== What you are asked to do ==
Please write the listing below out again exactly, leaving every picture behind.
##### Raw data #####
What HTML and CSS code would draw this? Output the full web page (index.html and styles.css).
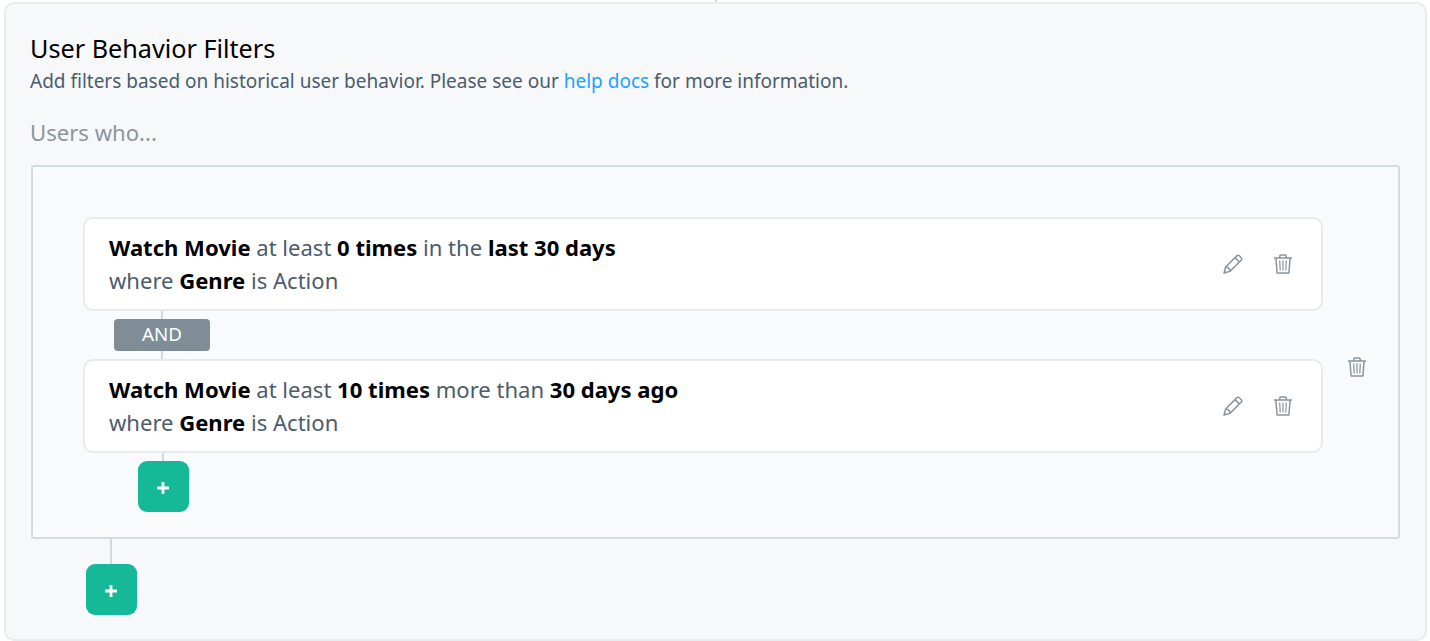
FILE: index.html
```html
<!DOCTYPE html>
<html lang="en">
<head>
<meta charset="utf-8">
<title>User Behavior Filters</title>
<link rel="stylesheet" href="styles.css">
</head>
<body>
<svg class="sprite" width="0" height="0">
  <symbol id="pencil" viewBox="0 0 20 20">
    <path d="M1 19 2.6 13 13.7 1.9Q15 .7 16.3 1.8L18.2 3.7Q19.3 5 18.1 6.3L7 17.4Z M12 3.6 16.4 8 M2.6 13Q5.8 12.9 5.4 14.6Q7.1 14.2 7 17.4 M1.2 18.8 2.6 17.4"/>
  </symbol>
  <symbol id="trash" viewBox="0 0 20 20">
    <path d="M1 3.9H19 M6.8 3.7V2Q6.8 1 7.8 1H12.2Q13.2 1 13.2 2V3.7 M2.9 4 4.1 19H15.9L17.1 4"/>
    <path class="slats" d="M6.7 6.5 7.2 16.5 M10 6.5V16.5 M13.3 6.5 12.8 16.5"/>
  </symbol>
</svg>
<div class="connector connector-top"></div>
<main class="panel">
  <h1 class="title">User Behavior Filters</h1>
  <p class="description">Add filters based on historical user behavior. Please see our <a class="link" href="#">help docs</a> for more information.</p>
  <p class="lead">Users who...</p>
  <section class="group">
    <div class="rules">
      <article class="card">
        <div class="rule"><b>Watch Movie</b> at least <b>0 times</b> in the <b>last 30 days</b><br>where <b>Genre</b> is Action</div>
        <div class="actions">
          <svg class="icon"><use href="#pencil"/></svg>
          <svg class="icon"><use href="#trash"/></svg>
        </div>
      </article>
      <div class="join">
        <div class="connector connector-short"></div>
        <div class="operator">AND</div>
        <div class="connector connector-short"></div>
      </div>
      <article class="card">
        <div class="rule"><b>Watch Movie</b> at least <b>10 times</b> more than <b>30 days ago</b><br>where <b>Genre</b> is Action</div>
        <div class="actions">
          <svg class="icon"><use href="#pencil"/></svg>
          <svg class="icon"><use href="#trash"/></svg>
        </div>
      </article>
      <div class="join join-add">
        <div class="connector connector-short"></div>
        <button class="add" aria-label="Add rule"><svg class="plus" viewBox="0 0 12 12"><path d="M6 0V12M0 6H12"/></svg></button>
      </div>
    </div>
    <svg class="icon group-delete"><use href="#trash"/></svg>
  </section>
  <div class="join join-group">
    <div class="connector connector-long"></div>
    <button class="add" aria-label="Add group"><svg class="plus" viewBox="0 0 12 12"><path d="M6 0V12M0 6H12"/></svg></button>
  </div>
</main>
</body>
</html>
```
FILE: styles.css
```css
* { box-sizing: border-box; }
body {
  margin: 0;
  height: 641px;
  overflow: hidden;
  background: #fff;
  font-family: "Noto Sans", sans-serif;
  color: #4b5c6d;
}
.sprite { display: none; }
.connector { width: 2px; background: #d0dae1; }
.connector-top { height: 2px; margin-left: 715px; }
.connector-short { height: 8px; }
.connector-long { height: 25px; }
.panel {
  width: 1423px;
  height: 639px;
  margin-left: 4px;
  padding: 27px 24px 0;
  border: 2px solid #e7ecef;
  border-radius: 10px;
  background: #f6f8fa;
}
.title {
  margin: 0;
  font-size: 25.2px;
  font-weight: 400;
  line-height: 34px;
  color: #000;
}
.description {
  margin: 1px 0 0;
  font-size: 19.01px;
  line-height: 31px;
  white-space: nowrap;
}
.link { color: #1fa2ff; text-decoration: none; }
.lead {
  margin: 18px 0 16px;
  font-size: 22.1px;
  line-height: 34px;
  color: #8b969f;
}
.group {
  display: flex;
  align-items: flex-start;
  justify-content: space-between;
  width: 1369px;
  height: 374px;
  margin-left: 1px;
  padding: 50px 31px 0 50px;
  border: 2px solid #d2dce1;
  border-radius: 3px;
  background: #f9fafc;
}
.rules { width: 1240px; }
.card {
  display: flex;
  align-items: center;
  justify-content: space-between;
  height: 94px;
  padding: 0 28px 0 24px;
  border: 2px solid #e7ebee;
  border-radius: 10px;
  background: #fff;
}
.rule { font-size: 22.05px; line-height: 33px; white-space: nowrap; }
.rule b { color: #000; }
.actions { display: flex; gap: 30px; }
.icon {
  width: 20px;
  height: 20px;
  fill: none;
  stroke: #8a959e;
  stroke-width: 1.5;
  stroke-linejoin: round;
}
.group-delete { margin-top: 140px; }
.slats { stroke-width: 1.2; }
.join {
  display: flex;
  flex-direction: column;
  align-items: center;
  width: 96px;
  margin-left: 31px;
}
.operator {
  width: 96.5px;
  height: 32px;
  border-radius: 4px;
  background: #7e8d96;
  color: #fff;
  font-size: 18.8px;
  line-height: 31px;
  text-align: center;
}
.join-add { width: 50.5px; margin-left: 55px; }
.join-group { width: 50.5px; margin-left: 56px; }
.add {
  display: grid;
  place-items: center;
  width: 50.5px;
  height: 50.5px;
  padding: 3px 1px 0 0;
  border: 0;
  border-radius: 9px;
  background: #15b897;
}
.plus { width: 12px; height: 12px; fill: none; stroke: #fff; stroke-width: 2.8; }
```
#####
== Written answer ==
What HTML and CSS code would draw this? Output the full web page (index.html and styles.css).
FILE: index.html
```html
<!DOCTYPE html>
<html lang="en">
<head>
<meta charset="utf-8">
<title>User Behavior Filters</title>
<link rel="stylesheet" href="styles.css">
</head>
<body>
<svg class="sprite" width="0" height="0">
  <symbol id="pencil" viewBox="0 0 20 20">
    <path d="M1 19 2.6 13 13.7 1.9Q15 .7 16.3 1.8L18.2 3.7Q19.3 5 18.1 6.3L7 17.4Z M12 3.6 16.4 8 M2.6 13Q5.8 12.9 5.4 14.6Q7.1 14.2 7 17.4 M1.2 18.8 2.6 17.4"/>
  </symbol>
  <symbol id="trash" viewBox="0 0 20 20">
    <path d="M1 3.9H19 M6.8 3.7V2Q6.8 1 7.8 1H12.2Q13.2 1 13.2 2V3.7 M2.9 4 4.1 19H15.9L17.1 4"/>
    <path class="slats" d="M6.7 6.5 7.2 16.5 M10 6.5V16.5 M13.3 6.5 12.8 16.5"/>
  </symbol>
</svg>
<div class="connector connector-top"></div>
<main class="panel">
  <h1 class="title">User Behavior Filters</h1>
  <p class="description">Add filters based on historical user behavior. Please see our <a class="link" href="#">help docs</a> for more information.</p>
  <p class="lead">Users who...</p>
  <section class="group">
    <div class="rules">
      <article class="card">
        <div class="rule"><b>Watch Movie</b> at least <b>0 times</b> in the <b>last 30 days</b><br>where <b>Genre</b> is Action</div>
        <div class="actions">
          <svg class="icon"><use href="#pencil"/></svg>
          <svg class="icon"><use href="#trash"/></svg>
        </div>
      </article>
      <div class="join">
        <div class="connector connector-short"></div>
        <div class="operator">AND</div>
        <div class="connector connector-short"></div>
      </div>
      <article class="card">
        <div class="rule"><b>Watch Movie</b> at least <b>10 times</b> more than <b>30 days ago</b><br>where <b>Genre</b> is Action</div>
        <div class="actions">
          <svg class="icon"><use href="#pencil"/></svg>
          <svg class="icon"><use href="#trash"/></svg>
        </div>
      </article>
      <div class="join join-add">
        <div class="connector connector-short"></div>
        <button class="add" aria-label="Add rule"><svg class="plus" viewBox="0 0 12 12"><path d="M6 0V12M0 6H12"/></svg></button>
      </div>
    </div>
    <svg class="icon group-delete"><use href="#trash"/></svg>
  </section>
  <div class="join join-group">
    <div class="connector connector-long"></div>
    <button class="add" aria-label="Add group"><svg class="plus" viewBox="0 0 12 12"><path d="M6 0V12M0 6H12"/></svg></button>
  </div>
</main>
</body>
</html>
```
FILE: styles.css
```css
* { box-sizing: border-box; }
body {
  margin: 0;
  height: 641px;
  overflow: hidden;
  background: #fff;
  font-family: "Noto Sans", sans-serif;
  color: #4b5c6d;
}
.sprite { display: none; }
.connector { width: 2px; background: #d0dae1; }
.connector-top { height: 2px; margin-left: 715px; }
.connector-short { height: 8px; }
.connector-long { height: 25px; }
.panel {
  width: 1423px;
  height: 639px;
  margin-left: 4px;
  padding: 27px 24px 0;
  border: 2px solid #e7ecef;
  border-radius: 10px;
  background: #f6f8fa;
}
.title {
  margin: 0;
  font-size: 25.2px;
  font-weight: 400;
  line-height: 34px;
  color: #000;
}
.description {
  margin: 1px 0 0;
  font-size: 19.01px;
  line-height: 31px;
  white-space: nowrap;
}
.link { color: #1fa2ff; text-decoration: none; }
.lead {
  margin: 18px 0 16px;
  font-size: 22.1px;
  line-height: 34px;
  color: #8b969f;
}
.group {
  display: flex;
  align-items: flex-start;
  justify-content: space-between;
  width: 1369px;
  height: 374px;
  margin-left: 1px;
  padding: 50px 31px 0 50px;
  border: 2px solid #d2dce1;
  border-radius: 3px;
  background: #f9fafc;
}
.rules { width: 1240px; }
.card {
  display: flex;
  align-items: center;
  justify-content: space-between;
  height: 94px;
  padding: 0 28px 0 24px;
  border: 2px solid #e7ebee;
  border-radius: 10px;
  background: #fff;
}
.rule { font-size: 22.05px; line-height: 33px; white-space: nowrap; }
.rule b { color: #000; }
.actions { display: flex; gap: 30px; }
.icon {
  width: 20px;
  height: 20px;
  fill: none;
  stroke: #8a959e;
  stroke-width: 1.5;
  stroke-linejoin: round;
}
.group-delete { margin-top: 140px; }
.slats { stroke-width: 1.2; }
.join {
  display: flex;
  flex-direction: column;
  align-items: center;
  width: 96px;
  margin-left: 31px;
}
.operator {
  width: 96.5px;
  height: 32px;
  border-radius: 4px;
  background: #7e8d96;
  color: #fff;
  font-size: 18.8px;
  line-height: 31px;
  text-align: center;
}
.join-add { width: 50.5px; margin-left: 55px; }
.join-group { width: 50.5px; margin-left: 56px; }
.add {
  display: grid;
  place-items: center;
  width: 50.5px;
  height: 50.5px;
  padding: 3px 1px 0 0;
  border: 0;
  border-radius: 9px;
  background: #15b897;
}
.plus { width: 12px; height: 12px; fill: none; stroke: #fff; stroke-width: 2.8; }
```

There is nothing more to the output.